Janet Buckner, a graduate student in UCLA Ecology and Evolutionary Biology, has been awarded a Fulbright fellowship for her research on primate phylogenetics in the Brazilian Amazon, for May through November 2015.  Janet’s Ph.D. is co-advised by Michael Alfaro (Ecology and Evolutionary Biology, Institute for Society and Genetics), David Jacobs (Ecology and Evolutionary Biology), and Jessica Lynch Alfaro (Institute for Society and Genetics, Anthropology). Congratulations, Janet!

 

Below Janet Buckner describes her Fulbright-funded research project:As part of my Fulbright fellowship, I will investigate the phylogenetics and biogeography of Amazonian marmosets (Cebuella, Mico, Callibella) in an effort to understand the diversification of clades in the Amazon basin.  These primates are understudied in all aspects of their biology.

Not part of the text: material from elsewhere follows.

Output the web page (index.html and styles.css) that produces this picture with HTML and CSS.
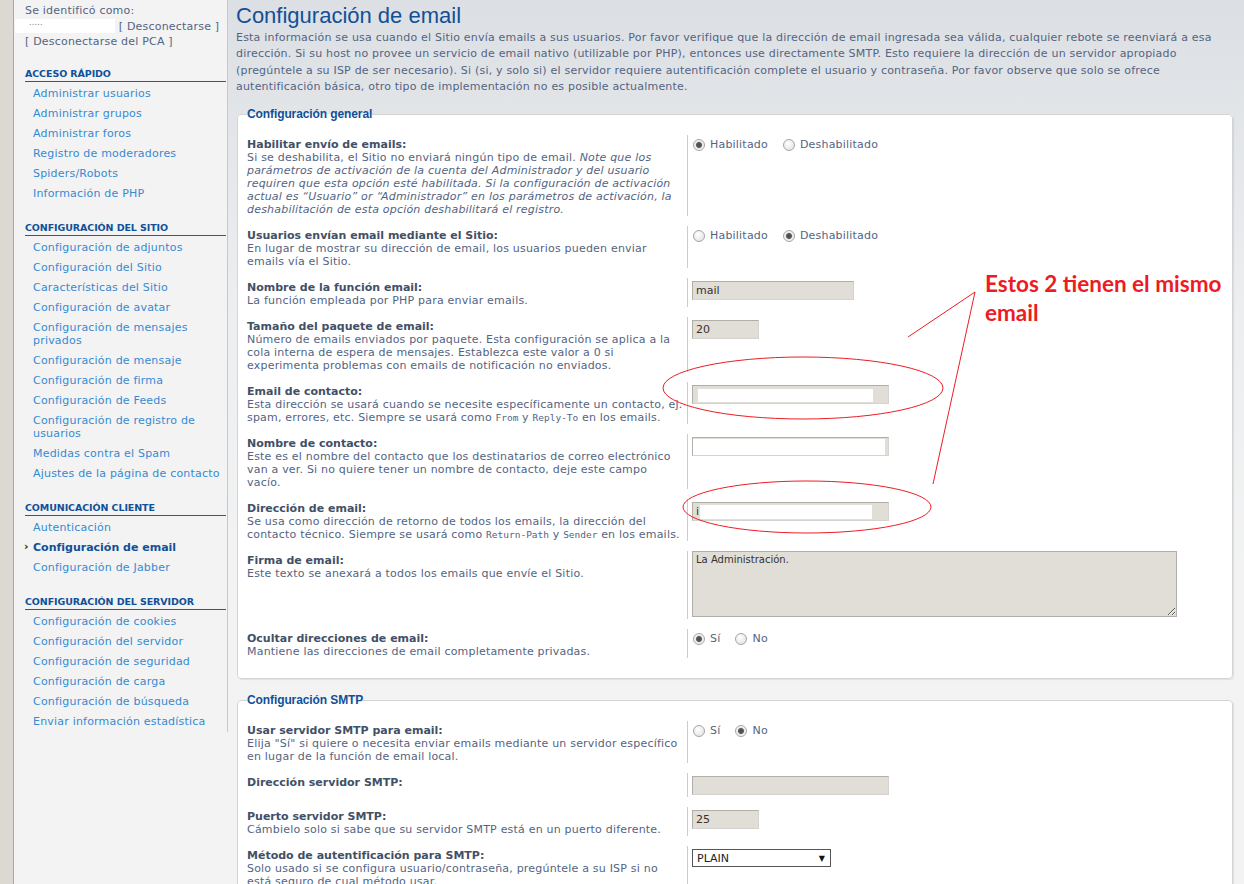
FILE: index.html
```html
<!DOCTYPE html>
<html lang="es">
	<head>
		<meta charset="UTF-8">
		<meta name="viewport" content="width=device-width, initial-scale=1.0">
		<title>Configuración de email</title>
		<link rel="stylesheet" href="styles.css">
	</head>
	<body>
		<div class="page">
			<div class="edge"></div>
			<div class="menu">
				<div class="who">
					<div>Se identificó como:</div>
					<div><span class="redact">.....</span> <a href="#">[ Desconectarse ]</a></div>
					<div><a href="#">[ Desconectarse del PCA ]</a></div>
				</div>

				<div class="block">
					<h3>Acceso rápido</h3>
					<ul>
						<li><a href="#">Administrar usuarios</a></li>
						<li><a href="#">Administrar grupos</a></li>
						<li><a href="#">Administrar foros</a></li>
						<li><a href="#">Registro de moderadores</a></li>
						<li><a href="#">Spiders/Robots</a></li>
						<li><a href="#">Información de PHP</a></li>
					</ul>
				</div>

				<div class="block">
					<h3>Configuración del Sitio</h3>
					<ul>
						<li><a href="#">Configuración de adjuntos</a></li>
						<li><a href="#">Configuración del Sitio</a></li>
						<li><a href="#">Características del Sitio</a></li>
						<li><a href="#">Configuración de avatar</a></li>
						<li><a href="#">Configuración de mensajes privados</a></li>
						<li><a href="#">Configuración de mensaje</a></li>
						<li><a href="#">Configuración de firma</a></li>
						<li><a href="#">Configuración de Feeds</a></li>
						<li><a href="#">Configuración de registro de usuarios</a></li>
						<li><a href="#">Medidas contra el Spam</a></li>
						<li><a href="#">Ajustes de la página de contacto</a></li>
					</ul>
				</div>

				<div class="block">
					<h3>Comunicación cliente</h3>
					<ul>
						<li><a href="#">Autenticación</a></li>
						<li class="active"><a href="#">Configuración de email</a></li>
						<li><a href="#">Configuración de Jabber</a></li>
					</ul>
				</div>

				<div class="block">
					<h3>Configuración del servidor</h3>
					<ul>
						<li><a href="#">Configuración de cookies</a></li>
						<li><a href="#">Configuración del servidor</a></li>
						<li><a href="#">Configuración de seguridad</a></li>
						<li><a href="#">Configuración de carga</a></li>
						<li><a href="#">Configuración de búsqueda</a></li>
						<li><a href="#">Enviar información estadística</a></li>
					</ul>
				</div>
			</div>

			<div class="main">
				<h1>Configuración de email</h1>
				<p class="intro">Esta información se usa cuando el Sitio envía emails a sus usuarios. Por favor verifique que la dirección de email ingresada sea válida, cualquier rebote se reenviará a esa dirección. Si su host no provee un servicio de email nativo (utilizable por PHP), entonces use directamente SMTP. Esto requiere la dirección de un servidor apropiado (pregúntele a su ISP de ser necesario). Si (si, y solo si) el servidor requiere autentificación complete el usuario y contraseña. Por favor observe que solo se ofrece autentificación básica, otro tipo de implementación no es posible actualmente.</p>

				<fieldset>
					<legend>Configuración general</legend>
					<dl class="row">
						<dt><b>Habilitar envío de emails:</b><span>Si se deshabilita, el Sitio no enviará ningún tipo de email. <i>Note que los parámetros de activación de la cuenta del Administrador y del usuario requiren que esta opción esté habilitada. Si la configuración de activación actual es “Usuario” or “Administrador” en los parámetros de activación, la deshabilitación de esta opción deshabilitará el registro.</i></span></dt>
						<dd><label class="opt"><input type="radio" name="r1" checked>Habilitado</label><label class="opt"><input type="radio" name="r1">Deshabilitado</label></dd>
					</dl>
					<dl class="row">
						<dt><b>Usuarios envían email mediante el Sitio:</b><span>En lugar de mostrar su dirección de email, los usuarios pueden enviar emails vía el Sitio.</span></dt>
						<dd><label class="opt"><input type="radio" name="r2">Habilitado</label><label class="opt"><input type="radio" name="r2" checked>Deshabilitado</label></dd>
					</dl>
					<dl class="row">
						<dt><b>Nombre de la función email:</b><span>La función empleada por PHP para enviar emails.</span></dt>
						<dd><input class="txt wide" type="text" value="mail"></dd>
					</dl>
					<dl class="row">
						<dt><b>Tamaño del paquete de email:</b><span>Número de emails enviados por paquete. Esta configuración se aplica a la cola interna de espera de mensajes. Establezca este valor a 0 si experimenta problemas con emails de notificación no enviados.</span></dt>
						<dd><input class="txt short" type="text" value="20"></dd>
					</dl>
					<dl class="row">
						<dt><b>Email de contacto:</b><span>Esta dirección se usará cuando se necesite específicamente un contacto, ej. spam, errores, etc. Siempre se usará como <code>From</code> y <code>Reply-To</code> en los emails.</span></dt>
						<dd><input class="txt mid hide1" type="text" value=""></dd>
					</dl>
					<dl class="row">
						<dt><b>Nombre de contacto:</b><span>Este es el nombre del contacto que los destinatarios de correo electrónico van a ver. Si no quiere tener un nombre de contacto, deje este campo<br>vacío.</span></dt>
						<dd><input class="txt mid hide2" type="text" value=""></dd>
					</dl>
					<dl class="row">
						<dt><b>Dirección de email:</b><span>Se usa como dirección de retorno de todos los emails, la dirección del contacto técnico. Siempre se usará como <code>Return-Path</code> y <code>Sender</code> en los emails.</span></dt>
						<dd><input class="txt mid hide3" type="text" value="i"></dd>
					</dl>
					<dl class="row">
						<dt><b>Firma de email:</b><span>Este texto se anexará a todos los emails que envíe el Sitio.</span></dt>
						<dd><textarea class="sig">La Administración.</textarea></dd>
					</dl>
					<dl class="row">
						<dt><b>Ocultar direcciones de email:</b><span>Mantiene las direcciones de email completamente privadas.</span></dt>
						<dd><label class="opt"><input type="radio" name="r3" checked>Sí</label><label class="opt"><input type="radio" name="r3">No</label></dd>
					</dl>
				</fieldset>

				<fieldset>
					<legend>Configuración SMTP</legend>
					<dl class="row">
						<dt><b>Usar servidor SMTP para email:</b><span>Elija "Sí" si quiere o necesita enviar emails mediante un servidor específico en lugar de la función de email local.</span></dt>
						<dd><label class="opt"><input type="radio" name="r4">Sí</label><label class="opt"><input type="radio" name="r4" checked>No</label></dd>
					</dl>
					<dl class="row">
						<dt><b>Dirección servidor SMTP:</b></dt>
						<dd><input class="txt mid" type="text" value=""></dd>
					</dl>
					<dl class="row">
						<dt><b>Puerto servidor SMTP:</b><span>Cámbielo solo si sabe que su servidor SMTP está en un puerto diferente.</span></dt>
						<dd><input class="txt short" type="text" value="25"></dd>
					</dl>
					<dl class="row">
						<dt><b>Método de autentificación para SMTP:</b><span>Solo usado si se configura usuario/contraseña, pregúntele a su ISP si no<br>está seguro de cual método usar.</span></dt>
						<dd><span class="sel"><select><option>PLAIN</option><option>LOGIN</option><option>CRAM-MD5</option></select></span></dd>
					</dl>
				</fieldset>
			</div>
		</div>

		<!--anotación en rojo encima de la página-->
		<svg class="marks" width="1244" height="884" viewBox="0 0 1244 884">
			<ellipse cx="803" cy="388" rx="140" ry="31"/>
			<ellipse cx="807" cy="507" rx="124" ry="26"/>
			<polyline points="908,337 975,292 933,484"/>
		</svg>
		<div class="note">Estos 2 tienen el mismo<br>email</div>
	</body>
</html>
```

FILE: styles.css
```css
body{
	margin:0;
	background:#f3f3f3;
	font-family:"DejaVu Sans",Verdana,sans-serif;
	font-size:11px;
	letter-spacing:0.2px;
	color:#536482;
	position:relative;
	overflow:hidden;
}

b,strong{
	letter-spacing:0;
}

a{
	color:#368ad2;
	text-decoration:none;
}

.page{
	display:flex;
	min-height:884px;
}

/*franja izquierda*/
.edge{
	width:13px;
	flex-shrink:0;
	background:#dcd9d3;
	border-right:1px solid #a9a9a9;
}

/*menu lateral*/
.menu{
	width:201px;
	flex-shrink:0;
	align-self:flex-start;
	padding:3px 1px 0 11px;
	background:#f3f3f3;
	border-right:1px solid #c8c8c8;
	min-height:727px;
}

.who{
	line-height:15.5px;
	color:#536482;
}

.who a{
	color:#536482;
}

.redact{
	display:inline-block;
	width:100px;
	height:14px;
	margin-left:-10px;
	vertical-align:top;
	background:#fff;
	color:#777;
	font-size:8px;
	line-height:8px;
	text-indent:14px;
}

.block{
	margin-top:17px;
}

.block h3{
	margin:0;
	padding-bottom:1px;
	font-size:9.5px;
	line-height:13px;
	letter-spacing:-0.1px;
	text-transform:uppercase;
	color:#115098;
	border-bottom:1px solid #1d5c9f;
}

.block ul{
	list-style:none;
	margin:2px 0 0;
	padding:0 0 0 8px;
}

.block li{
	padding:3px 0 4px;
	line-height:13px;
}

.block li.active{
	position:relative;
}

.block li.active a{
	font-weight:bold;
	letter-spacing:0;
	color:#115098;
}

.block li.active::before{
	content:"›";
	position:absolute;
	left:-9px;
	top:2px;
	font-weight:bold;
	color:#222;
}

/*contenido principal*/
.main{
	flex:1;
	padding:0 11px 0 8px;
	background:linear-gradient(#dcdfe3,#eceef0 300px,#f3f3f3 600px);
}

h1{
	margin:2px 0 0;
	font-family:"Liberation Sans",Arial,sans-serif;
	font-weight:normal;
	font-size:22px;
	line-height:28px;
	letter-spacing:0;
	color:#115098;
}

.intro{
	margin:0;
	line-height:16.3px;
	color:#536482;
}

fieldset{
	margin:12px 0 0 1px;
	padding:14px 0 20px 9px;
	background:#fff;
	border:1px solid #d4d4d4;
	border-radius:4px;
	box-shadow:1px 1px 1px rgba(0,0,0,0.08);
}

fieldset+fieldset{
	margin-top:14px;
}

legend{
	padding:0;
	margin-left:0;
	font-family:"Liberation Sans",Arial,sans-serif;
	font-weight:bold;
	font-size:12px;
	line-height:14px;
	letter-spacing:-0.1px;
	color:#115098;
}

.row{
	display:flex;
	margin:0 0 10px;
	line-height:13px;
}

.row:last-child{
	margin-bottom:0;
}

.row dt{
	width:440px;
	flex-shrink:0;
	padding-top:3px;
}

.row dt b{
	display:block;
	color:#425067;
}

.row dt span{
	display:block;
	color:#536482;
}

.row dd{
	flex:1;
	margin:0;
	padding:3px 0 2px 4px;
	border-left:1px solid #cccccc;
}

code{
	font-family:"DejaVu Sans Mono",monospace;
	font-size:9.5px;
	letter-spacing:0;
}

/*opciones de radio*/
.opt{
	display:inline-flex;
	align-items:center;
	margin-right:14px;
	color:#536482;
}

.opt input{
	appearance:none;
	margin:0 5px 0 1px;
	width:12px;
	height:12px;
	border:1px solid #a5a5a5;
	border-radius:50%;
	background:radial-gradient(circle at 40% 35%,#ffffff,#dedede);
}

.opt input:checked{
	background:radial-gradient(circle,#4a4a4a 0,#5a5a5a 2.5px,#e8e8e8 3.5px,#ffffff 6px);
}

/*campos de texto*/
.txt{
	box-sizing:border-box;
	height:19px;
	padding:0 3px;
	border:1px solid #b1aea8;
	border-right-color:#d6d3ce;
	border-bottom-color:#d6d3ce;
	background:#e1ddd7;
	font-family:"DejaVu Sans",Verdana,sans-serif;
	font-size:11px;
	color:#333;
	outline:none;
}

.wide{width:162px;}
.short{width:67px;}
.mid{width:197px;}

/*partes tapadas con blanco*/
.hide1{
	background:linear-gradient(#fff,#fff) no-repeat 5px 3px/175px 13px,#e1ddd7;
}
.hide2{
	background:linear-gradient(#fff,#fff) no-repeat 0 1px/192px 16px,#e1ddd7;
}
.hide3{
	background:linear-gradient(#fff,#fff) no-repeat 7px 2px/172px 14px,#e1ddd7;
}

.sig{
	box-sizing:border-box;
	width:485px;
	height:66px;
	margin:-3px 0 0;
	padding:2px 3px;
	border:1px solid #b1aea8;
	background:#e1ddd7;
	font-family:"DejaVu Sans",Verdana,sans-serif;
	font-size:10px;
	color:#333;
	resize:both;
	display:block;
}

.sel{
	position:relative;
	display:inline-block;
}

.sel select{
	appearance:none;
	width:139px;
	height:18px;
	padding:0 4px;
	border:1px solid #555;
	background:#fff;
	font-family:"DejaVu Sans",Verdana,sans-serif;
	font-size:11px;
	color:#222;
	border-radius:0;
}

.sel::after{
	content:"▼";
	position:absolute;
	right:6px;
	top:3px;
	font-size:8px;
	color:#111;
	pointer-events:none;
}

/*anotación*/
.marks{
	position:absolute;
	left:0;
	top:0;
	pointer-events:none;
}

.marks ellipse,.marks polyline{
	fill:none;
	stroke:#ed1c24;
	stroke-width:1;
}

.note{
	position:absolute;
	left:985px;
	top:269px;
	font-family:"Lato","Liberation Sans",sans-serif;
	font-weight:bold;
	font-size:22.5px;
	line-height:29px;
	color:#ed1c24;
	letter-spacing:0;
}
```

Most species occur in the remotest areas of the Amazon basin and the IUCN Red List of Threatened Species has deemed more than half the listed species as data deficient or vulnerable.  This group is underrepresented in studies that aim to understand phylogenetic relationships and biogeography of the Neotropical primates, in part because several of the Mico and Callibella species are recently discovered and genetic material has not become widely available.  To address this gap, my collaborators and I will use a recent genomic technique based on ultra-conserved elements to establish the phylogenetic relationships among extant Amazonian marmosets.  Additionally, we will use model testing to reconstruct the biogeographic history of Amazonian marmosets as a group, and study phylogeography in select species that are particularly widespread.

Many Mico species and Callibella, as endemics, are particularly vulnerable to the threat of extinction posed by disturbance to their restricted ranges.  Continued climate change related to anthropogenic activities may exacerbate this threat.  Elucidating how such changes continue to impact these species may benefit from an understanding of how lineages have evolved in a dynamic environment through deep time.  In the absence of densely sampled population genetic studies, biogeographic and diverisfication studies represent an alternative that could prove useful in conservation planning through modeling the impact of environmental change on species.